**INFORMATION SUPPLIED:**
────────────────

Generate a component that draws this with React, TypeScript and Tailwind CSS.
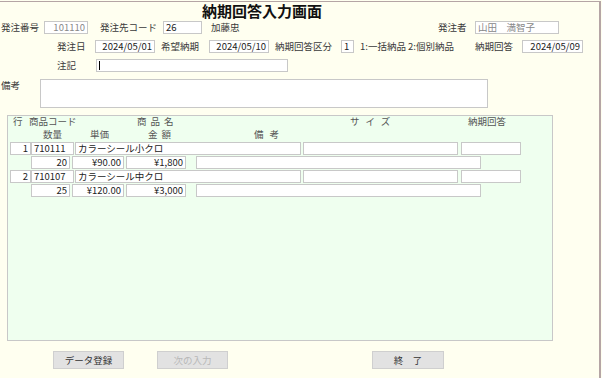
import React from "react";

type BoxProps = {
  className?: string;
  children?: React.ReactNode;
};

// looks like a legacy form field
function Field({ className = "", children }: BoxProps) {
  return (
    <div
      className={`h-[13px] shrink-0 overflow-hidden whitespace-nowrap border border-[#c8c8c8] bg-white px-[2px] text-[9.5px] leading-[11px] text-[#222] ${className}`}
    >
      {children}
    </div>
  );
}

function Label({ className = "", children }: BoxProps) {
  return (
    <div className={`shrink-0 whitespace-nowrap text-[9.5px] leading-[13px] text-[#3a3a3a] ${className}`}>
      {children}
    </div>
  );
}

function Btn({ className = "", children }: BoxProps) {
  return (
    <div
      className={`flex h-[18px] w-[71px] shrink-0 items-center justify-center border border-[#cfcfcf] bg-[#e2e2e2] text-[9.5px] ${className}`}
    >
      {children}
    </div>
  );
}

const rows = [
  { no: "1", code: "710111", name: "カラーシール小クロ", qty: "20", price: "¥90.00", amount: "¥1,800" },
  { no: "2", code: "710107", name: "カラーシール中クロ", qty: "25", price: "¥120.00", amount: "¥3,000" },
];

export default function App() {
  return (
    <div className="h-[378px] w-[602px] overflow-hidden bg-[#fffff0] font-['Noto_Sans_CJK_JP',sans-serif]">
      <div className="mt-[1px] h-[377px] w-[601px] border-t border-r-2 border-[#b5a5a5]">
        {/* title */}
        <div className="h-[19px] w-[524px] text-center text-[15px] font-bold leading-[17px] text-[#111]">
          納期回答入力画面
        </div>

        {/* row 1 */}
        <div className="flex h-[19px] items-start">
          <Label className="w-[44px] pl-[1px]">発注番号</Label>
          <Field className="w-[44px] bg-[#efefef] text-right text-[#888]">101110</Field>
          <Label className="ml-[12px] w-[63px]">発注先コード</Label>
          <Field className="w-[39px]">26</Field>
          <Label className="ml-[9px] w-[227px]">加藤忠</Label>
          <Label className="w-[37px]">発注者</Label>
          <Field className="w-[84px] text-[#888]">山田　満智子</Field>
        </div>

        {/* row 2 */}
        <div className="flex h-[19px] items-start">
          <Label className="ml-[57px] w-[38px]">発注日</Label>
          <Field className="w-[60px] text-right">2024/05/01</Field>
          <Label className="ml-[6px] w-[48px]">希望納期</Label>
          <Field className="w-[60px] text-right">2024/05/10</Field>
          <Label className="ml-[6px] w-[66px]">納期回答区分</Label>
          <Field className="w-[13px] px-[1px]">1</Field>
          <Label className="ml-[6px] w-[115px]">1:一括納品 2:個別納品</Label>
          <Label className="w-[47px]">納期回答</Label>
          <Field className="w-[61px] text-right">2024/05/09</Field>
        </div>

        {/* row 3 */}
        <div className="flex h-[20px] items-start">
          <Label className="ml-[57px] w-[39px]">注記</Label>
          <Field className="flex w-[192px] items-center">
            <div className="h-[9px] w-[1px] bg-black" />
          </Field>
        </div>

        {/* remarks */}
        <div className="flex items-start">
          <Label className="w-[40px] pl-[1px]">備考</Label>
          <div className="h-[29px] w-[448px] border border-[#c8c8c8] bg-white" />
        </div>

        {/* detail panel */}
        <div className="ml-[7px] mt-[7px] h-[226px] w-[546px] border border-[#c8c8c8] bg-[#efffef]">
          <div className="flex h-[11px] items-start text-[9.5px] leading-[10px] text-[#555]">
            <div className="ml-[5px] w-[16px]">行</div>
            <div className="w-[108px]">商品コード</div>
            <div className="w-[213px] tracking-[4px]">商品名</div>
            <div className="w-[118px] tracking-[6px]">サイズ</div>
            <div>納期回答</div>
          </div>
          <div className="flex h-[14px] items-center text-[9.5px] leading-[10px] text-[#555]">
            <div className="ml-[35px] w-[47px]">数量</div>
            <div className="w-[58px]">単価</div>
            <div className="w-[106px] tracking-[4px]">金額</div>
            <div className="tracking-[6px]">備考</div>
          </div>
          <div className="mt-[1px] flex flex-col gap-[1px]">
            {rows.map((r) => (
              <React.Fragment key={r.no}>
                <div className="flex">
                  <Field className="ml-[2px] w-[21px] text-right">{r.no}</Field>
                  <Field className="w-[43px] px-[1px]">{r.code}</Field>
                  <Field className="ml-[1px] w-[226px]">{r.name}</Field>
                  <Field className="ml-[2px] w-[155px]" />
                  <Field className="ml-[3px] w-[60px]" />
                </div>
                <div className="flex">
                  <Field className="ml-[23px] w-[39px] text-right">{r.qty}</Field>
                  <Field className="ml-[2px] w-[52px] text-right">{r.price}</Field>
                  <Field className="ml-[2px] w-[60px] text-right">{r.amount}</Field>
                  <Field className="ml-[10px] w-[285px]" />
                </div>
              </React.Fragment>
            ))}
          </div>
        </div>

        {/* buttons */}
        <div className="mt-[10px] flex">
          <Btn className="ml-[53px] text-[#333]">データ登録</Btn>
          <Btn className="ml-[33px] text-[#b8b8b8]">次の入力</Btn>
          <Btn className="ml-[144px] w-[72px] text-[#333]">終　了</Btn>
        </div>
      </div>
    </div>
  );
}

────────────────

**EXERCISE INSTRUCTIONS:** Without the pictures, print the whole listing exactly as given.

**RESULT:**
Generate a component that draws this with React, TypeScript and Tailwind CSS.
import React from "react";

type BoxProps = {
  className?: string;
  children?: React.ReactNode;
};

// looks like a legacy form field
function Field({ className = "", children }: BoxProps) {
  return (
    <div
      className={`h-[13px] shrink-0 overflow-hidden whitespace-nowrap border border-[#c8c8c8] bg-white px-[2px] text-[9.5px] leading-[11px] text-[#222] ${className}`}
    >
      {children}
    </div>
  );
}

function Label({ className = "", children }: BoxProps) {
  return (
    <div className={`shrink-0 whitespace-nowrap text-[9.5px] leading-[13px] text-[#3a3a3a] ${className}`}>
      {children}
    </div>
  );
}

function Btn({ className = "", children }: BoxProps) {
  return (
    <div
      className={`flex h-[18px] w-[71px] shrink-0 items-center justify-center border border-[#cfcfcf] bg-[#e2e2e2] text-[9.5px] ${className}`}
    >
      {children}
    </div>
  );
}

const rows = [
  { no: "1", code: "710111", name: "カラーシール小クロ", qty: "20", price: "¥90.00", amount: "¥1,800" },
  { no: "2", code: "710107", name: "カラーシール中クロ", qty: "25", price: "¥120.00", amount: "¥3,000" },
];

export default function App() {
  return (
    <div className="h-[378px] w-[602px] overflow-hidden bg-[#fffff0] font-['Noto_Sans_CJK_JP',sans-serif]">
      <div className="mt-[1px] h-[377px] w-[601px] border-t border-r-2 border-[#b5a5a5]">
        {/* title */}
        <div className="h-[19px] w-[524px] text-center text-[15px] font-bold leading-[17px] text-[#111]">
          納期回答入力画面
        </div>

        {/* row 1 */}
        <div className="flex h-[19px] items-start">
          <Label className="w-[44px] pl-[1px]">発注番号</Label>
          <Field className="w-[44px] bg-[#efefef] text-right text-[#888]">101110</Field>
          <Label className="ml-[12px] w-[63px]">発注先コード</Label>
          <Field className="w-[39px]">26</Field>
          <Label className="ml-[9px] w-[227px]">加藤忠</Label>
          <Label className="w-[37px]">発注者</Label>
          <Field className="w-[84px] text-[#888]">山田　満智子</Field>
        </div>

        {/* row 2 */}
        <div className="flex h-[19px] items-start">
          <Label className="ml-[57px] w-[38px]">発注日</Label>
          <Field className="w-[60px] text-right">2024/05/01</Field>
          <Label className="ml-[6px] w-[48px]">希望納期</Label>
          <Field className="w-[60px] text-right">2024/05/10</Field>
          <Label className="ml-[6px] w-[66px]">納期回答区分</Label>
          <Field className="w-[13px] px-[1px]">1</Field>
          <Label className="ml-[6px] w-[115px]">1:一括納品 2:個別納品</Label>
          <Label className="w-[47px]">納期回答</Label>
          <Field className="w-[61px] text-right">2024/05/09</Field>
        </div>

        {/* row 3 */}
        <div className="flex h-[20px] items-start">
          <Label className="ml-[57px] w-[39px]">注記</Label>
          <Field className="flex w-[192px] items-center">
            <div className="h-[9px] w-[1px] bg-black" />
          </Field>
        </div>

        {/* remarks */}
        <div className="flex items-start">
          <Label className="w-[40px] pl-[1px]">備考</Label>
          <div className="h-[29px] w-[448px] border border-[#c8c8c8] bg-white" />
        </div>

        {/* detail panel */}
        <div className="ml-[7px] mt-[7px] h-[226px] w-[546px] border border-[#c8c8c8] bg-[#efffef]">
          <div className="flex h-[11px] items-start text-[9.5px] leading-[10px] text-[#555]">
            <div className="ml-[5px] w-[16px]">行</div>
            <div className="w-[108px]">商品コード</div>
            <div className="w-[213px] tracking-[4px]">商品名</div>
            <div className="w-[118px] tracking-[6px]">サイズ</div>
            <div>納期回答</div>
          </div>
          <div className="flex h-[14px] items-center text-[9.5px] leading-[10px] text-[#555]">
            <div className="ml-[35px] w-[47px]">数量</div>
            <div className="w-[58px]">単価</div>
            <div className="w-[106px] tracking-[4px]">金額</div>
            <div className="tracking-[6px]">備考</div>
          </div>
          <div className="mt-[1px] flex flex-col gap-[1px]">
            {rows.map((r) => (
              <React.Fragment key={r.no}>
                <div className="flex">
                  <Field className="ml-[2px] w-[21px] text-right">{r.no}</Field>
                  <Field className="w-[43px] px-[1px]">{r.code}</Field>
                  <Field className="ml-[1px] w-[226px]">{r.name}</Field>
                  <Field className="ml-[2px] w-[155px]" />
                  <Field className="ml-[3px] w-[60px]" />
                </div>
                <div className="flex">
                  <Field className="ml-[23px] w-[39px] text-right">{r.qty}</Field>
                  <Field className="ml-[2px] w-[52px] text-right">{r.price}</Field>
                  <Field className="ml-[2px] w-[60px] text-right">{r.amount}</Field>
                  <Field className="ml-[10px] w-[285px]" />
                </div>
              </React.Fragment>
            ))}
          </div>
        </div>

        {/* buttons */}
        <div className="mt-[10px] flex">
          <Btn className="ml-[53px] text-[#333]">データ登録</Btn>
          <Btn className="ml-[33px] text-[#b8b8b8]">次の入力</Btn>
          <Btn className="ml-[144px] w-[72px] text-[#333]">終　了</Btn>
        </div>
      </div>
    </div>
  );
}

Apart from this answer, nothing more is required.